‘Flipped switch’ offers clues for improved cancer therapies

‘Flipped switch’ offers clues for improved cancer therapies

Zhihong Wang is researching new drug therapies to treat certain late-stage cancers.

Zhihong Wang, Ph.D.


Areas of expertise:

RAF kinase enzymes and potential new cancer drugs

More information

Zhihong Wang, Ph.D., is passionate in her pursuit to understand protein kinases, a type of protein responsible for transmitting external signals into the body’s cells and one of the most frequently mutated enzymes in human cancers.

“We are interested in one specific kinase family called the RAF kinase,” said Wang, a professor of chemistry and biochemistry in the College of Science & Mathematics. “One of the reasons we study these is because they are highly mutated in human cancers, specifically melanoma and colorectal cancers.”  
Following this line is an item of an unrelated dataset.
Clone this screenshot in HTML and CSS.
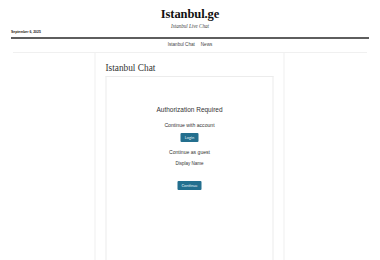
FILE: index.html
```html
<!DOCTYPE html>
<html lang="en">
<head>
<meta charset="utf-8">
<title>Istanbul.ge</title>
<link rel="stylesheet" href="styles.css">
</head>
<body>
<header class="masthead">
  <div class="brand">
    <div class="site-title">Istanbul.ge</div>
    <div class="tagline">Istanbul Live Chat</div>
  </div>
  <div class="dateline">September 6, 2025</div>
  <nav class="nav">
    <a href="#">Istanbul Chat</a>
    <a href="#">News</a>
  </nav>
</header>
<main class="column">
  <h2 class="page-title">Istanbul Chat</h2>
  <section class="chat-box">
    <h3 class="auth-title">Authorization Required</h3>
    <p class="label">Continue with account</p>
    <button class="btn">Login</button>
    <p class="label guest">Continue as guest</p>
    <p class="small">Display Name</p>
    <button class="btn continue">Continue</button>
  </section>
</main>
</body>
</html>
```
FILE: styles.css
```css
html, body {
  margin: 0;
  padding: 0;
  background: #ffffff;
  height: 100%;
}
body {
  font-family: "Liberation Sans", Arial, sans-serif;
  color: #333;
  display: flex;
  flex-direction: column;
  overflow: hidden;
}
.masthead {
  display: flex;
  flex-direction: column;
}
.brand {
  display: flex;
  flex-direction: column;
  align-items: center;
  padding-top: 7px;
}
.site-title {
  font-family: "Liberation Serif", "Times New Roman", serif;
  font-weight: 700;
  font-size: 12.5px;
  line-height: 14px;
  color: #111;
  letter-spacing: -0.1px;
}
.tagline {
  font-family: "Liberation Serif", "Times New Roman", serif;
  font-style: italic;
  font-size: 5.1px;
  line-height: 6px;
  margin-top: 2px;
  color: #444;
}
.dateline {
  margin: 0 11px;
  padding-top: 0.5px;
  padding-bottom: 2px;
  font-size: 3.4px;
  font-weight: 700;
  line-height: 5px;
  color: #222;
  border-bottom: 2px solid #5e5e5e;
}
.nav {
  display: flex;
  justify-content: center;
  gap: 6px;
  margin: 0 13px;
  padding-top: 3px;
  padding-bottom: 4px;
  border-bottom: 1px solid #f0f0f0;
}
.nav a {
  font-size: 4.6px;
  line-height: 6px;
  color: #444;
  text-decoration: none;
}
.column {
  flex: 1;
  width: 168px;
  margin: 0 auto;
  padding: 0 10px;
  border-left: 1px solid #f0f0f0;
  border-right: 1px solid #f0f0f0;
  display: flex;
  flex-direction: column;
  transform: translateX(-0.5px);
}
.page-title {
  font-family: "Liberation Serif", "Times New Roman", serif;
  font-weight: 400;
  font-size: 9.3px;
  line-height: 10px;
  margin: 10px 0 3px;
  color: #333;
}
.chat-box {
  flex: 1;
  border: 1px solid #ececec;
  border-bottom: none;
  display: flex;
  flex-direction: column;
  align-items: center;
  padding-top: 29px;
}
.auth-title {
  margin: 0;
  font-weight: 400;
  font-size: 6.5px;
  line-height: 8px;
  color: #333;
}
.label {
  margin: 8px 0 0;
  font-size: 5.1px;
  line-height: 7px;
  color: #333;
}
.label.guest {
  margin-top: 7px;
}
.small {
  margin: 5px 0 0;
  font-size: 4.5px;
  line-height: 6px;
  color: #333;
}
.btn {
  margin-top: 4px;
  height: 9px;
  padding: 0 4px;
  border: none;
  border-radius: 1px;
  background: #236f8e;
  color: #e6f3f8;
  font-family: "Lato", "Liberation Sans", sans-serif;
  font-size: 4px;
  line-height: 9px;
  cursor: pointer;
}
.btn.continue {
  margin-top: 14px;
}
```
Wang’s research focuses on how these proteins are regulated and behave in both healthy and cancerous cells. With that understanding, scientists can compare normal cell functions to cancerous cells where growth is uncontrolled to identify the Achilles’ heel of cancer.   

With support from a four-year, $1 million grant from the National Institute of General Medical Sciences, Wang studies factors such as cancerous mutations that influence the kinase enzyme in the cell. These mutations essentially flip a switch, so instead of ending the cell’s normal life cycle, the enzyme maintains a constant “on” status where the cell never stops signaling and replicating. When that happens, the abnormal cell develops into a cancerous mass or tumor.  

“The ultimate goal, based on understanding this protein, is to develop more potent drugs to treat cancer,” Wang said. “This starting point, these mutations, are the origin of tumorigenesis. The cancer develops and more mutations are going to happen, and they hijack more of the pathways inside of tumor cells.”  

While there are many ways that cells can mutate, Wang said, this particular mutation of the RAF kinase protein family could offer clues to improved drugs for certain cancer types. 

“We are trying to develop better therapy for those with late-stage cancer,” Wang said, “by synergizing the talents from my laboratory and my collaborators, we are working toward novel drug targets to achieve a much better outcome.”